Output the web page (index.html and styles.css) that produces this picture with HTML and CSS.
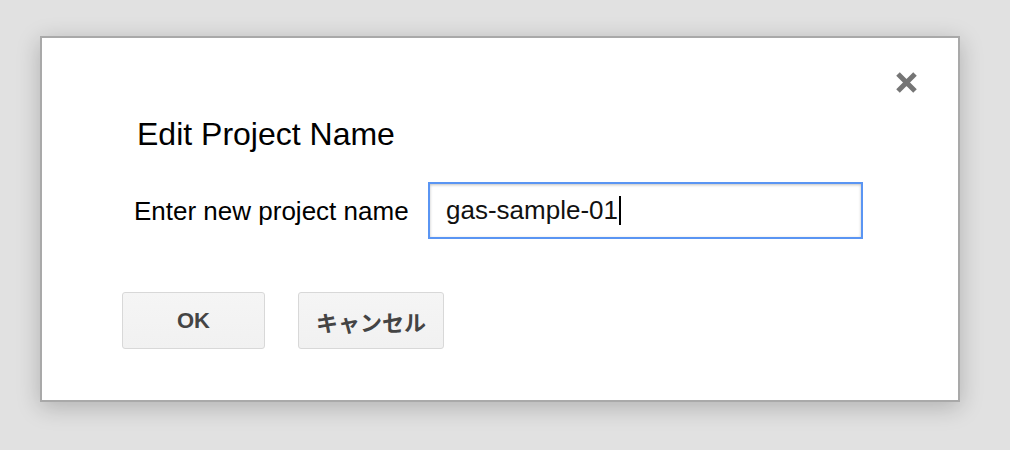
FILE: index.html
```html
<!DOCTYPE html>
<html lang="en">
<head>
<meta charset="utf-8">
<title>Edit Project Name</title>
<link rel="stylesheet" href="styles.css">
</head>
<body>
<div class="dialog">
  <button class="close" aria-label="Close">
    <svg width="23" height="23" viewBox="0 0 23 23"><path d="M3 3 L20 20 M20 3 L3 20" stroke="#757575" stroke-width="5" fill="none"/></svg>
  </button>
  <div class="title">Edit Project Name</div>
  <div class="row">
    <label class="label">Enter new project name</label>
    <div class="input"><span class="value">gas-sample-01</span><span class="caret"></span></div>
  </div>
  <div class="buttons">
    <button class="btn btn-ok">OK</button>
    <button class="btn btn-cancel">キャンセル</button>
  </div>
</div>
</body>
</html>
```
FILE: styles.css
```css
html, body {
  margin: 0;
  height: 100%;
}
body {
  background: #e1e1e1;
  font-family: "Liberation Sans", Arial, "Noto Sans CJK JP", sans-serif;
  padding: 36px 0 0 40px;
  box-sizing: border-box;
}
.dialog {
  position: relative;
  box-sizing: border-box;
  width: 920px;
  height: 366px;
  background: #fff;
  border: 2px solid #a9a9a9;
  box-shadow: 0 5px 22px rgba(0, 0, 0, 0.22);
  padding: 78px 0 0 80px;
}
.close {
  position: absolute;
  top: 33px;
  right: 40px;
  width: 23px;
  height: 23px;
  padding: 0;
  border: 0;
  background: none;
  filter: blur(0.5px);
}
.close svg { display: block; }
.title {
  font-size: 32px;
  line-height: 36px;
  color: #000;
  margin-left: 15px;
}
.row {
  display: flex;
  align-items: center;
  margin-top: 30px;
}
.label {
  font-size: 26px;
  line-height: 30px;
  color: #000;
  margin-left: 12px;
  width: 294px;
}
.input {
  box-sizing: border-box;
  width: 435px;
  height: 57px;
  border: 2px solid #5a95f3;
  box-shadow: inset 0 1px 3px rgba(0, 0, 0, 0.25);
  padding-left: 16px;
  display: flex;
  align-items: center;
  font-size: 26px;
  color: #111;
}
.caret {
  display: inline-block;
  width: 2px;
  height: 29px;
  background: #000;
  margin-left: 1px;
}
.buttons {
  display: flex;
  gap: 33px;
  margin-top: 53px;
}
.btn {
  box-sizing: border-box;
  height: 57px;
  min-width: 143px;
  padding: 0 17px;
  border: 1px solid #d8d8d8;
  border-radius: 3px;
  background: linear-gradient(#f5f5f5, #f1f1f1);
  color: #444;
  font-family: "Liberation Sans", Arial, "Noto Sans CJK JP", sans-serif;
  font-weight: bold;
  font-size: 22px;
}
```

----------

### THE PROBLEM
Transcribe the listing in full. Omit the pictures and keep every line exact.

### ANSWER TO THE EXERCISE
Output the web page (index.html and styles.css) that produces this picture with HTML and CSS.
FILE: index.html
```html
<!DOCTYPE html>
<html lang="en">
<head>
<meta charset="utf-8">
<title>Edit Project Name</title>
<link rel="stylesheet" href="styles.css">
</head>
<body>
<div class="dialog">
  <button class="close" aria-label="Close">
    <svg width="23" height="23" viewBox="0 0 23 23"><path d="M3 3 L20 20 M20 3 L3 20" stroke="#757575" stroke-width="5" fill="none"/></svg>
  </button>
  <div class="title">Edit Project Name</div>
  <div class="row">
    <label class="label">Enter new project name</label>
    <div class="input"><span class="value">gas-sample-01</span><span class="caret"></span></div>
  </div>
  <div class="buttons">
    <button class="btn btn-ok">OK</button>
    <button class="btn btn-cancel">キャンセル</button>
  </div>
</div>
</body>
</html>
```
FILE: styles.css
```css
html, body {
  margin: 0;
  height: 100%;
}
body {
  background: #e1e1e1;
  font-family: "Liberation Sans", Arial, "Noto Sans CJK JP", sans-serif;
  padding: 36px 0 0 40px;
  box-sizing: border-box;
}
.dialog {
  position: relative;
  box-sizing: border-box;
  width: 920px;
  height: 366px;
  background: #fff;
  border: 2px solid #a9a9a9;
  box-shadow: 0 5px 22px rgba(0, 0, 0, 0.22);
  padding: 78px 0 0 80px;
}
.close {
  position: absolute;
  top: 33px;
  right: 40px;
  width: 23px;
  height: 23px;
  padding: 0;
  border: 0;
  background: none;
  filter: blur(0.5px);
}
.close svg { display: block; }
.title {
  font-size: 32px;
  line-height: 36px;
  color: #000;
  margin-left: 15px;
}
.row {
  display: flex;
  align-items: center;
  margin-top: 30px;
}
.label {
  font-size: 26px;
  line-height: 30px;
  color: #000;
  margin-left: 12px;
  width: 294px;
}
.input {
  box-sizing: border-box;
  width: 435px;
  height: 57px;
  border: 2px solid #5a95f3;
  box-shadow: inset 0 1px 3px rgba(0, 0, 0, 0.25);
  padding-left: 16px;
  display: flex;
  align-items: center;
  font-size: 26px;
  color: #111;
}
.caret {
  display: inline-block;
  width: 2px;
  height: 29px;
  background: #000;
  margin-left: 1px;
}
.buttons {
  display: flex;
  gap: 33px;
  margin-top: 53px;
}
.btn {
  box-sizing: border-box;
  height: 57px;
  min-width: 143px;
  padding: 0 17px;
  border: 1px solid #d8d8d8;
  border-radius: 3px;
  background: linear-gradient(#f5f5f5, #f1f1f1);
  color: #444;
  font-family: "Liberation Sans", Arial, "Noto Sans CJK JP", sans-serif;
  font-weight: bold;
  font-size: 22px;
}
```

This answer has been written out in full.